The climactic height of God’s creative work was His extraordinary creation of man. “The LORD God formed the man from the dust of the ground and breathed into his nostrils the breath of life, and the man became a living being” (Genesis 2:7). The supreme Creator of all the heavens and the earth did two things in creating man. First, He formed him from the very dust of the ground and secondly, He did something to distinguish man from His other creatures—He breathed His own breath into the nostrils of Adam.
We learn three significant facts from this one succinct passage in Genesis. First is that God and God alone created man. Man did not evolve from other creatures. Impersonal forces did not form man. All the cells, DNA, atoms, molecules, hydrogen, protons, neutrons, or electrons did not create man. These are only the substances that make up man’s physical body. The Lord God formed man. The Lord God created the substances and then He used them to create man. Man was created and formed by God and by God alone.
The word “formed” comes from the Hebrew yatsar which means to mold, shape, form. It pictures a potter who envisions within his mind what he wants to create. This potter has not only the intelligence, but also the power to form his creation. God, then, is the Master Potter who had the image of man within His mind, as well as the power and the intelligence to create man. God had both the omniscience (all knowledge) and the omnipotence (all power) to do exactly what He wanted.
Secondly, God breathed His own breath of life into man. Man is more than dust or physical substance. Man is spirit. We can picture it this way. Man had just been formed by God from the dust of the earth, just a human body lying upon the ground—never having breathed. Then God leaned over and breathed His own breath into the man’s nostrils; God breathed into man His own Spirit. This means that God has connected Himself to man in the most intimate way possible. Man is related to God and has the same breath as God, the breath of life.
Thirdly, Genesis 2:7 tells us that man became a living soul (KJV). The word “soul” in Hebrew is nephesh meaning an “animated, breathing, conscious, and living being.” It does not mean the spirit of man. It does mean that he was a living soul just like all the other creatures of earth. However, there was one distinctive difference between the animals and man: man was given the very breath of God Himself, the very Spirit and life of God. Man did not become a living soul until God breathed His Spirit and life into man. As both an animate and spiritual being, man is the only living spirit upon the earth, which makes him unique among all living things.
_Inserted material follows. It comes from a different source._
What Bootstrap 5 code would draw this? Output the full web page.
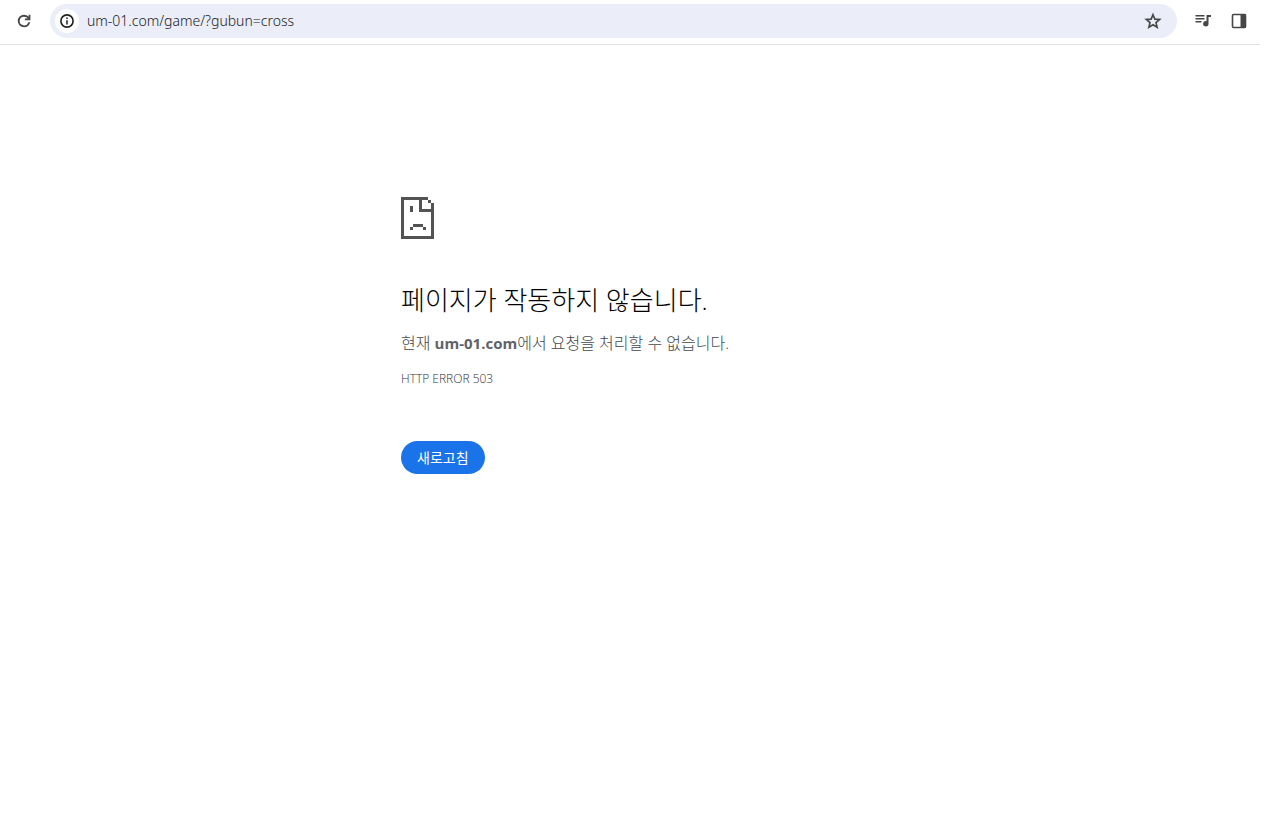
<!DOCTYPE html>
<html lang="ko">
<head>
<meta charset="utf-8">
<meta name="viewport" content="width=device-width, initial-scale=1">
<title>um-01.com</title>
<link href="https://cdn.jsdelivr.net/npm/bootstrap@5.3.0/dist/css/bootstrap.min.css" rel="stylesheet">
<style>
  body { font-family: "Open Sans", "Noto Sans CJK KR", sans-serif; color: #202124; background: #fff; }
  .toolbar { height: 45px; padding: 4px 6px 6px 9px; border-bottom: 1px solid #dfe1e3; margin-right: 21px; gap: 6px; }
  .tool-btn { width: 30px; height: 30px; color: #474747; }
  .tool-btn svg, .site-btn svg { display: block; }
  .omnibox { height: 34px; background: #ebeef8; padding: 0 9px 0 5px; margin-left: 5px; margin-right: 5px; }
  .site-btn { width: 24px; height: 24px; background: #fff; color: #1f1f1f; }
  .address { font-family: "Noto Sans", sans-serif; font-size: 14px; font-weight: 300; color: #202124; line-height: 20px; margin-left: 8px; }
  .error-page { padding-left: 121px; padding-top: 152px; }
  .error-box { max-width: 600px; color: #5f6368; font-weight: 300; }
  .error-box h1 { font-size: 26px; line-height: 30px; font-weight: 300; color: #000; margin: 46px 0 16px; }
  .error-box p { font-size: 16px; line-height: 24px; margin: 0 0 16px; color: #45484c; }
  .error-box strong { font-size: 15px; font-weight: 700; color: #5f6368; }
  .error-box .error-code { font-size: 12px; line-height: 16px; margin-bottom: 54px; color: #303236; }
  .reload-btn { height: 33px; font-size: 14px; line-height: 20px; background: #1a73e8; color: #fff; padding: 0 16px; }
</style>
</head>
<body>
<header class="toolbar d-flex align-items-center">
  <button class="tool-btn btn p-0 border-0 d-flex align-items-center justify-content-center" type="button" aria-label="새로고침">
    <svg width="18" height="18" viewBox="0 0 24 24" fill="currentColor"><path d="M12 20.3a8.3 8.3 0 1 1 0-16.600c2.500 0 4.600 1 6.200 2.700V3.700h2.300v7.300h-7.300V8.700h3.900A5.800 5.800 0 0 0 12 6.200a5.800 5.800 0 1 0 5.600 7.400h2.600A8.300 8.300 0 0 1 12 20.300z"/></svg>
  </button>
  <div class="omnibox rounded-pill d-flex align-items-center flex-grow-1">
    <button class="site-btn btn p-0 border-0 rounded-circle d-flex align-items-center justify-content-center flex-shrink-0" type="button" aria-label="사이트 정보">
      <svg width="14" height="14" viewBox="0 0 14 14" fill="none" stroke="currentColor"><circle cx="7" cy="7" r="6.100" stroke-width="1.600"/><path d="M7 6.200v4.200M7 3.500v1.600" stroke-width="1.500"/></svg>
    </button>
    <input class="address flex-grow-1 border-0 bg-transparent p-0" type="text" aria-label="주소" value="um-01.com/game/?gubun=cross">
    <button class="tool-btn btn p-0 border-0 d-flex align-items-center justify-content-center" type="button" aria-label="북마크">
      <svg width="18" height="18" viewBox="0 0 24 24" fill="none" stroke="currentColor" stroke-width="2.200"><path d="M12 3.600l2.500 5.900 6.400.5-4.900 4.200 1.500 6.200-5.500-3.300-5.500 3.300L8 14.200 3.100 10l6.400-.5z"/></svg>
    </button>
  </div>
  <button class="tool-btn btn p-0 border-0 d-flex align-items-center justify-content-center" type="button" aria-label="미디어 제어">
    <svg width="18" height="18" viewBox="0 0 18 18" fill="currentColor"><path d="M1.500 3h9v1.500h-9zM1.500 6h9v1.500h-9zM1.500 9h6v1.500h-6zM12.500 3H17v2h-2.500v6.800a2.700 2.700 0 1 1-2-2.600z"/></svg>
  </button>
  <button class="tool-btn btn p-0 border-0 d-flex align-items-center justify-content-center" type="button" aria-label="측면 패널">
    <svg width="16" height="16" viewBox="0 0 16 16"><rect x="1.500" y="1.500" width="13" height="13" rx="1" fill="none" stroke="currentColor" stroke-width="1.600"/><path d="M9.500 1H15v14H9.500z" fill="currentColor"/></svg>
  </button>
</header>
<main class="error-page">
  <div class="error-box mx-auto">
    <svg class="d-block" width="33" height="42" viewBox="0 0 33 42" fill="#535353" shape-rendering="crispEdges" aria-hidden="true"><path d="M0 0h27v3h-6v9h12v30H0zM3 3v36h27V15H18V3zM27 3h3v3h-3zM30 6h3v6h-3zM9 9h3v6H9zM12 27h10v3H12zM9 30h3v3H9zM22 30h3v3h-3z" fill-rule="evenodd"/></svg>
    <h1>페이지가 작동하지 않습니다.</h1>
    <p>현재 <strong>um-01.com</strong>에서 요청을 처리할 수 없습니다.</p>
    <p class="error-code">HTTP ERROR 503</p>
    <button class="reload-btn btn border-0 rounded-pill" type="button">새로고침</button>
  </div>
</main>
<script src="https://cdn.jsdelivr.net/npm/bootstrap@5.3.0/dist/js/bootstrap.bundle.min.js"></script>
</body>
</html>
So what is the breath of God? It is the Spirit of God, given to man to animate him both physically and spiritually. The Hebrew word for spirit is ruach which means wind, breath, air, spirit. Further, the breath of God is the life of God. And the life of God is life that lives on and on, the power to live eternally. God’s breath is not temporal; the breath of God lives forever. As such, we, the recipients of the breath of life, will live eternally. The only question is where will we live?
Indeed, God has breathed His Spirit into each one of us. Doesn’t it make sense then, that our spirit should breathe after God (Psalm 42:1), that we should long for Him with every breath? For as Jesus, our Lord and our Savior, has promised to all those who believe and call upon His name (Jeremiah 29:11-13): “Blessed are those who hunger and thirst for righteousness, for they will be filled” (Matthew 5:6).